--- START OF DATA PROVIDED ---

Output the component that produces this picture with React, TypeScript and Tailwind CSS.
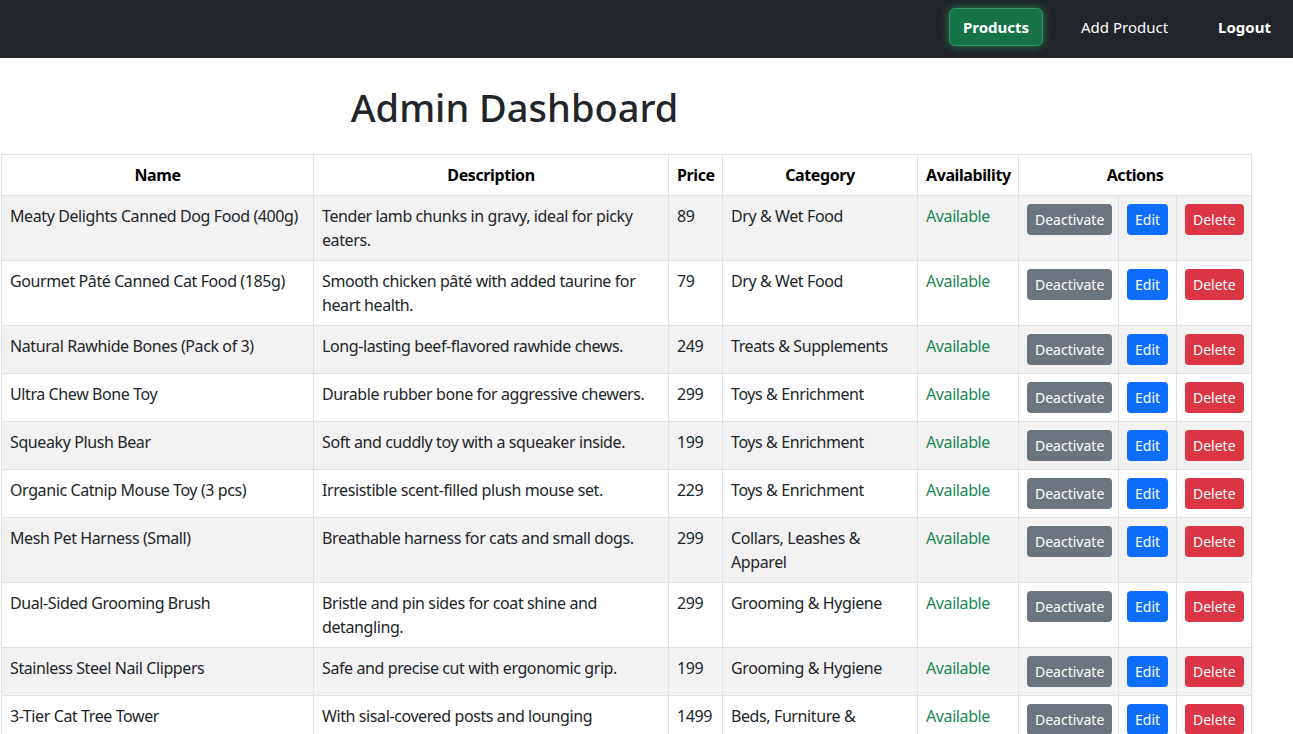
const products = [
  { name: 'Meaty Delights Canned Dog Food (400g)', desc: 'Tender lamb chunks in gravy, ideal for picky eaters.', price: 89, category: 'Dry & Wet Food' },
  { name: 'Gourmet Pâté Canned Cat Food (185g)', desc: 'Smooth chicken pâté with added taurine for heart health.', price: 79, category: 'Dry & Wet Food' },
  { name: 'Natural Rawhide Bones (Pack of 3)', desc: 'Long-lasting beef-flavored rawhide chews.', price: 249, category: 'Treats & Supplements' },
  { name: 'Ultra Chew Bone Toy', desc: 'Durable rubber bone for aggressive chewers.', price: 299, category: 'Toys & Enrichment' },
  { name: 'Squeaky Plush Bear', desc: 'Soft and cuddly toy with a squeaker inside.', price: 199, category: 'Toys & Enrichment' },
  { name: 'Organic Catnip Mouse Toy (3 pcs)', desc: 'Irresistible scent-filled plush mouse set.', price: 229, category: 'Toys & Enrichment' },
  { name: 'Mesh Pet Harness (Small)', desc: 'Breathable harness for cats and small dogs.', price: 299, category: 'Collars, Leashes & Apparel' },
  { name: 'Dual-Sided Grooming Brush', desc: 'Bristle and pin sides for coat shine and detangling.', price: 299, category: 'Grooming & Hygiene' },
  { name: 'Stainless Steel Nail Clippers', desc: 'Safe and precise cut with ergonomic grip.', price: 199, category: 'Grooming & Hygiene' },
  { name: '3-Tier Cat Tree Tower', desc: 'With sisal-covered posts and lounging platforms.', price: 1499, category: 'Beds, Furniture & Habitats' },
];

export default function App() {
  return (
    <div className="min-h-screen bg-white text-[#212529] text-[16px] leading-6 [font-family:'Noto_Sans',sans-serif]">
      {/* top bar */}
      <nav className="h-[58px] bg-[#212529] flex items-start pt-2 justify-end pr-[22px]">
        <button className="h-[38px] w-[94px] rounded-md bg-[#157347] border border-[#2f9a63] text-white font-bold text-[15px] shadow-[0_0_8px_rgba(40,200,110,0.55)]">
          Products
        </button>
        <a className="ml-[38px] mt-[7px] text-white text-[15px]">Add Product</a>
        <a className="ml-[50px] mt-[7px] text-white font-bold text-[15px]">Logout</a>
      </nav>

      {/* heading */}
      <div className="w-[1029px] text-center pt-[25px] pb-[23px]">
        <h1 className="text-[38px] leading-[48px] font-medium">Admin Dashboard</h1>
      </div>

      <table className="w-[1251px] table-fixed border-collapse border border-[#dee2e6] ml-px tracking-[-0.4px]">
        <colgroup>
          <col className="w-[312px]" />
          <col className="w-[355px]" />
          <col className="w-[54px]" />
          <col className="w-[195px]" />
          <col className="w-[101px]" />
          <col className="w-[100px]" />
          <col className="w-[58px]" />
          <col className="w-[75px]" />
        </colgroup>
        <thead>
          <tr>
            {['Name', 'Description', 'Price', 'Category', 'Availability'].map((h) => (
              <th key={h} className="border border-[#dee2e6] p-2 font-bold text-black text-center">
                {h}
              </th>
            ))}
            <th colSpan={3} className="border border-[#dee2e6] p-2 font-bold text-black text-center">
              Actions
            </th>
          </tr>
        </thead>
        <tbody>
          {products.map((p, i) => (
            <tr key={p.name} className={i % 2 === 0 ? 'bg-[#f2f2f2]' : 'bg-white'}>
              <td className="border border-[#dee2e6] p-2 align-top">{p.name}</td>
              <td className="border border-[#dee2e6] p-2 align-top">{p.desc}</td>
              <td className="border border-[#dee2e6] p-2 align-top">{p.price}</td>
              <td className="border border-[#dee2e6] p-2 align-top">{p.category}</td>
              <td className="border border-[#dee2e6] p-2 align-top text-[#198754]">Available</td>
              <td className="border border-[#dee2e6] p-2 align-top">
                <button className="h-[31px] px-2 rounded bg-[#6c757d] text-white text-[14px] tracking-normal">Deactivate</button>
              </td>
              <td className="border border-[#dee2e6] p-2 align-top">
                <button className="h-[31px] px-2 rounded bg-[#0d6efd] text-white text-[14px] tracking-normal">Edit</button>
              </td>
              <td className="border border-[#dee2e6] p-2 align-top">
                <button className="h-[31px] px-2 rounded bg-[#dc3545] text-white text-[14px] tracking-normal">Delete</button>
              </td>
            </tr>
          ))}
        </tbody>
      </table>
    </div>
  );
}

--- END OF DATA PROVIDED ---
--- START OF DATA PROVIDED ---

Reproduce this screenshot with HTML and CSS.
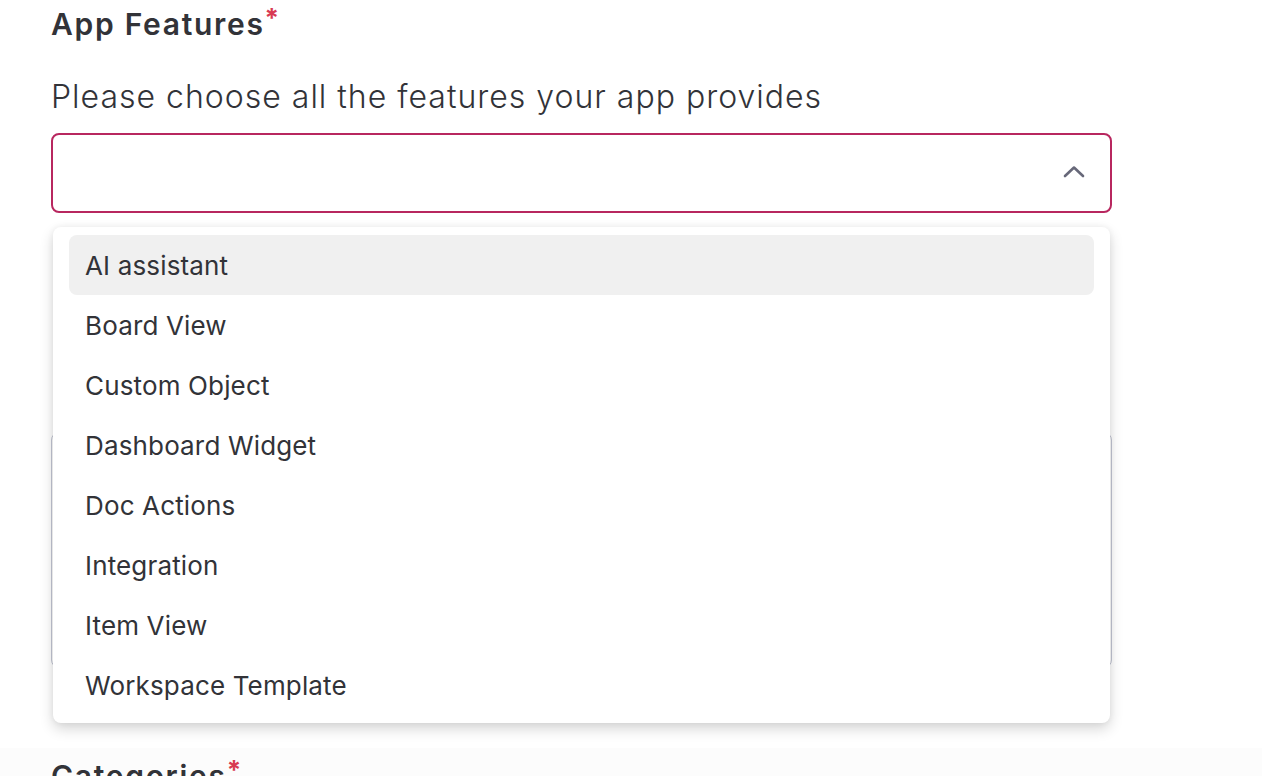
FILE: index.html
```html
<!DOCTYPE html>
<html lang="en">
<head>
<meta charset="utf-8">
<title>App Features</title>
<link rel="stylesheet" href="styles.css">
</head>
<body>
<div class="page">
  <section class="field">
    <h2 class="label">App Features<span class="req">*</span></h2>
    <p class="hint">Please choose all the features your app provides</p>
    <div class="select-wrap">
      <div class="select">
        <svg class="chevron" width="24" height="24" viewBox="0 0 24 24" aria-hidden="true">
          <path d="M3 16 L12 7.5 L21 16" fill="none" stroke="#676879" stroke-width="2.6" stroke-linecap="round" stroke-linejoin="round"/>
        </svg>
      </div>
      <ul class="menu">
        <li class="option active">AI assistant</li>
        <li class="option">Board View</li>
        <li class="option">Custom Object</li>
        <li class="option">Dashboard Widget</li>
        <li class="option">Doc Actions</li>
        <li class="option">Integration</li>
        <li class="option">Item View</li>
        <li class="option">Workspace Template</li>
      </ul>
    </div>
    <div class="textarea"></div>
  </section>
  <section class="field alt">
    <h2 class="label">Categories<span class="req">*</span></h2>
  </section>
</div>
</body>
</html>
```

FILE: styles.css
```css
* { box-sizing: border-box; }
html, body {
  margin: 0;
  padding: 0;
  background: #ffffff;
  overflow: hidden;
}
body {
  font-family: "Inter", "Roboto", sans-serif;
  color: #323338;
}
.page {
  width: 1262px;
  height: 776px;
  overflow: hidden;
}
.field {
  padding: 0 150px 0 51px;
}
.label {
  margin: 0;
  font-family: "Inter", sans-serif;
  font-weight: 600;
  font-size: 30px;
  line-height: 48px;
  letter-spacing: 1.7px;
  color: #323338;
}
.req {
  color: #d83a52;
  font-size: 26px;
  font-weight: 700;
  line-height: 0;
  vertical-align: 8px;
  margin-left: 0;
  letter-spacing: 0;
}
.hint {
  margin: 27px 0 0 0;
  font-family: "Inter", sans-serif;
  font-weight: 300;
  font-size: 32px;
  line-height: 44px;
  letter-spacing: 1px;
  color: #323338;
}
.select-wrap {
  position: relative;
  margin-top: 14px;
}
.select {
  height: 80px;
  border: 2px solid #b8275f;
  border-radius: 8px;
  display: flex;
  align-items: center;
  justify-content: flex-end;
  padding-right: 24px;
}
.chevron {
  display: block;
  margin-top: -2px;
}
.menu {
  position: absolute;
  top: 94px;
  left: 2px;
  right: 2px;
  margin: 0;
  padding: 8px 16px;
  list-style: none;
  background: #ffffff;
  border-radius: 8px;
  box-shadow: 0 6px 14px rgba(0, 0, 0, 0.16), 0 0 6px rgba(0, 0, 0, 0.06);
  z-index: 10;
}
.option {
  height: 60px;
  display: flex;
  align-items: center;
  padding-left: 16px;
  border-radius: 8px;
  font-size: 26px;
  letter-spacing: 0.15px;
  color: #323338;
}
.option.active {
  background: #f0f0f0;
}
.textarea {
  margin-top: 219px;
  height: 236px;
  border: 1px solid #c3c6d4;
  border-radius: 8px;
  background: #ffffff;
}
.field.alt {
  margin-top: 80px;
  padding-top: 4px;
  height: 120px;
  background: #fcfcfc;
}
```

--- END OF DATA PROVIDED ---
--- START OF DATA PROVIDED ---

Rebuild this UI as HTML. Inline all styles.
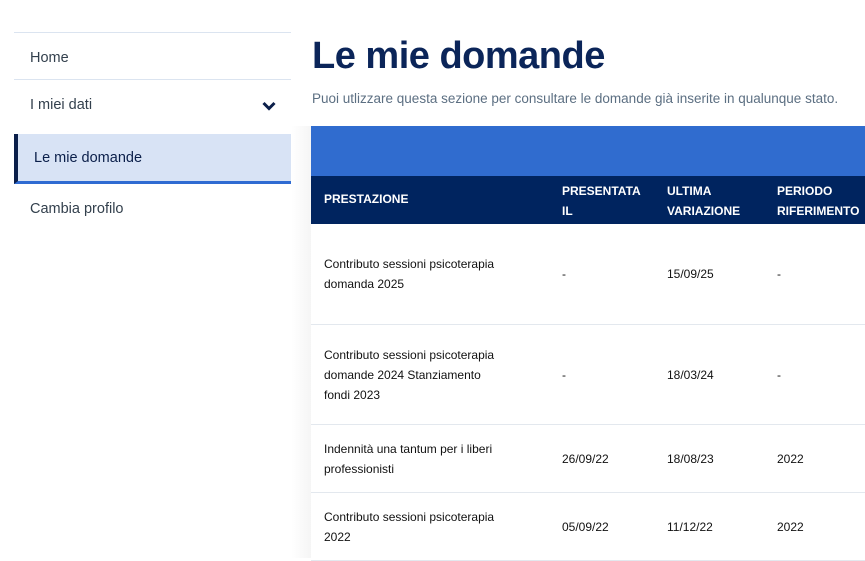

--- END OF DATA PROVIDED ---

#### DIRECTION:
Go through the entries above and copy every line containing "this".

#### TASK OUTPUT:
Output the component that produces this picture with React, TypeScript and Tailwind CSS.
Reproduce this screenshot with HTML and CSS.
Rebuild this UI as HTML. Inline all styles.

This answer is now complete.